What is your country doing to protect child health, well-being and their futures? Explore and interact with data from 180 countries - and discover what more can be done to build a future fit for children where you live https://t.co/H41I7Lz5eX #FutureChild pic.twitter.com/qbP6oGPXBa
— The Lancet (@TheLancet) February 19, 2020
The commission recommends the following solutions to the crisis, as noted in a press statement:
- Stop CO2 emissions with the utmost urgency, to ensure children have a future on this planet;
- Place children and adolescents at the centre of our efforts to achieve sustainable development;
- New policies and investment in all sectors to work towards child health and rights;
- Incorporate children's voices into policy decisions;
- Tighten national regulation of harmful commercial marketing, supported by a new Optional Protocol to the UN Convention on the Rights of the Child.
The U.S. is the sole U.N. country not to have ratified that treaty.
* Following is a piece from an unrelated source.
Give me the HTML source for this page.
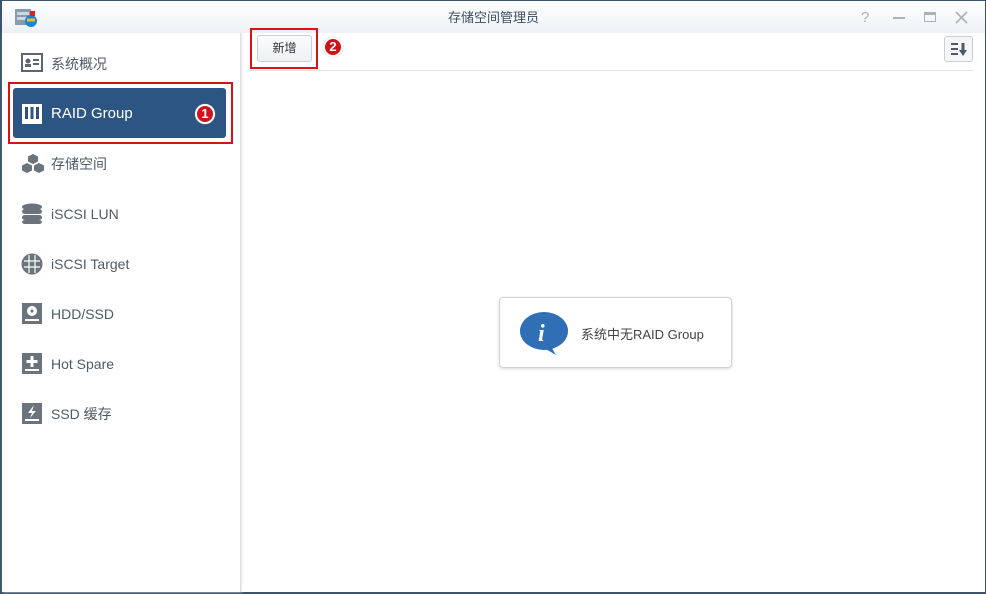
<!DOCTYPE html>
<html><head><meta charset="utf-8"><style>
*{margin:0;padding:0;box-sizing:border-box}
body{width:986px;height:594px;overflow:hidden;font-family:"Liberation Sans","Noto Sans CJK SC",sans-serif;background:#fff;position:relative}
.win{position:absolute;left:0;top:0;width:986px;height:594px;border:1px solid #3a5470;border-left-width:2px;border-bottom-width:2px;background:#fff}
.title{position:absolute;left:0;top:0;width:100%;height:32px;background:linear-gradient(#fff,#eef1f4);text-align:center;font-size:13px;color:#3b4d63;line-height:34px}
.side{position:absolute;left:0;top:32px;width:239px;bottom:0;background:#fff;border-right:1px solid #dcdfe3;box-shadow:1px 0 2px #e6e6e6}
.item{position:absolute;left:18px;font-size:14px;color:#505a64;height:24px;line-height:24px;padding-left:31px}
.item svg{position:absolute;left:1px;top:1px}
.sel{position:absolute;left:11px;top:55px;width:213px;height:50px;background:#2d5583;border-radius:3px}
.red{position:absolute;border:2px solid #d9121a}
.badge{position:absolute;width:20px;height:20px;border-radius:50%;background:#d0131a;border:2px solid #fff;box-shadow:0 0 1px #999;color:#fff;font-size:13px;font-weight:bold;text-align:center;line-height:16px}
</style></head><body>
<div class="win">
<div class="title">存储空间管理员
<svg style="position:absolute;left:12px;top:6px" width="24" height="22"><rect x="1" y="2" width="16" height="16" fill="#8a9bb0"/><rect x="3" y="5" width="12" height="3" fill="#cfd8e2"/><rect x="3" y="10" width="12" height="3" fill="#cfd8e2"/><circle cx="17" cy="14" r="6" fill="#1c84d6"/><path d="M13 13h8" stroke="#f0c020" stroke-width="3"/><rect x="16" y="4" width="5" height="5" fill="#d22"/></svg>
<span style="position:absolute;left:859px;top:0;color:#aab2ba;font-size:15px">?</span>
<span style="position:absolute;left:891px;top:16px;width:12px;height:1.5px;background:#aab2ba"></span>
<span style="position:absolute;left:922px;top:11px;width:12px;height:10px;border:1.5px solid #aab2ba;border-top-width:3px"></span>
<svg style="position:absolute;left:953px;top:10px" width="13" height="13"><path d="M1 1L12 12M12 1L1 12" stroke="#aab2ba" stroke-width="1.6"/></svg>
</div>
<div class="side">
<div class="sel"></div>
<div class="item" style="top:19px"><svg width="22" height="20"><rect x="1" y="1" width="20" height="17" fill="none" stroke="#5d6670" stroke-width="2"/><circle cx="7" cy="8" r="2.5" fill="#5d6670"/><rect x="4" y="11" width="6" height="3" fill="#5d6670"/><rect x="12" y="6" width="6" height="2" fill="#5d6670"/><rect x="12" y="10" width="6" height="2" fill="#5d6670"/></svg>系统概况</div>
<div class="item" style="top:69px;color:#fff;font-size:15px"><svg width="22" height="22"><rect x="1" y="1" width="20" height="20" fill="#fff"/><rect x="4" y="4" width="3" height="12" fill="#2d5583"/><rect x="9.5" y="4" width="3" height="12" fill="#2d5583"/><rect x="15" y="4" width="3" height="12" fill="#2d5583"/></svg>RAID Group</div>
<div class="item" style="top:119px"><svg width="24" height="22"><path d="M12 1l5 2.5v5l-5 2.5-5-2.5v-5zM6 10l5 2.5v5l-5 2.5-5-2.5v-5zM18 10l5 2.5v5l-5 2.5-5-2.5v-5z" fill="#6b737c"/></svg>存储空间</div>
<div class="item" style="top:169px"><svg width="22" height="22"><ellipse cx="11" cy="4" rx="10" ry="3.5" fill="#6b737c"/><rect x="1" y="6" width="20" height="5" rx="3" fill="#6b737c"/><rect x="1" y="12" width="20" height="5" rx="3" fill="#6b737c"/><rect x="1" y="17" width="20" height="4" rx="3" fill="#6b737c"/></svg>iSCSI LUN</div>
<div class="item" style="top:219px"><svg width="22" height="22"><circle cx="11" cy="11" r="10.5" fill="#6b737c"/><path d="M3 8h16M3 14h16M8 2v18M14 2v18" stroke="#fff" stroke-width="1.2"/></svg>iSCSI Target</div>
<div class="item" style="top:269px"><svg width="22" height="22"><rect x="1" y="0" width="20" height="21" fill="#6b737c"/><circle cx="11" cy="8" r="5" fill="#fff"/><circle cx="11" cy="8" r="1.5" fill="#6b737c"/><rect x="4" y="16" width="14" height="2" fill="#fff"/></svg>HDD/SSD</div>
<div class="item" style="top:319px"><svg width="22" height="22"><rect x="1" y="0" width="20" height="21" fill="#6b737c"/><path d="M11 3v11M5.5 8.5h11" stroke="#fff" stroke-width="3"/><rect x="4" y="16" width="14" height="2" fill="#fff"/></svg>Hot Spare</div>
<div class="item" style="top:369px"><svg width="22" height="22"><rect x="1" y="0" width="20" height="21" fill="#6b737c"/><path d="M13 2L7 10h4l-2 5 6-7h-4z" fill="#fff"/><rect x="4" y="16" width="14" height="2" fill="#fff"/></svg>SSD 缓存</div>
</div>
<div class="red" style="left:6px;top:81px;width:225px;height:62px"></div>
<div class="badge" style="left:193px;top:103px">1</div>
<div style="position:absolute;left:255px;top:34px;width:55px;height:27px;border:1px solid #c9cfd6;border-radius:3px;background:linear-gradient(#fafbfc,#eef1f4);font-size:12px;color:#333;text-align:center;line-height:25px">新增</div>
<div class="red" style="left:248px;top:27px;width:68px;height:41px"></div>
<div class="badge" style="left:321px;top:36px">2</div>
<div style="position:absolute;left:942px;top:35px;width:29px;height:26px;border:1px solid #c9cfd6;border-radius:3px;background:#f4f6f8"><svg style="position:absolute;left:6px;top:5px" width="16" height="15"><path d="M0 2h7M0 7h7M0 12h7" stroke="#4f5a66" stroke-width="2"/><path d="M12 1v8" stroke="#4f5a66" stroke-width="3"/><path d="M8 8h8l-4 6z" fill="#4f5a66"/></svg></div>
<div style="position:absolute;left:247px;top:69px;width:724px;height:1px;background:#dfe2e6"></div>
<div style="position:absolute;left:497px;top:296px;width:233px;height:71px;border:1px solid #cfd3d8;border-radius:4px;background:#fff;box-shadow:0 1px 3px rgba(0,0,0,.15)">
<svg style="position:absolute;left:20px;top:13px" width="50" height="46"><ellipse cx="24" cy="20" rx="24" ry="19" fill="#2f6fb5"/><path d="M30 34l6 10-12-7z" fill="#2f6fb5"/><text x="18" y="30" font-family="Liberation Serif,serif" font-style="italic" font-weight="bold" font-size="24" fill="#fff">i</text></svg>
<span style="position:absolute;left:81px;top:26px;font-size:13px;color:#444">系统中无RAID Group</span>
</div>
</div>
</body></html>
"From the climate crisis to obesity and harmful commercial marketing, children around the world are having to contend with threats that were unimaginable just a few generations ago," said Henrietta Fore, UNICEF executive director. "It is time for a rethink on child health, one which places children at the top of every government's development agenda and puts their well-being above all considerations."
As a companion editorial at The Lancet stresses, the time to act is now.
"The power of children's voices has emerged over the past two years as a source of hope," reads the editorial. "Their collective concerns must now be heard, and effective actions taken to prevent the next generation inheriting an irreversibly damaged planet."
"There can be no excuses," it states, "and no time to lose."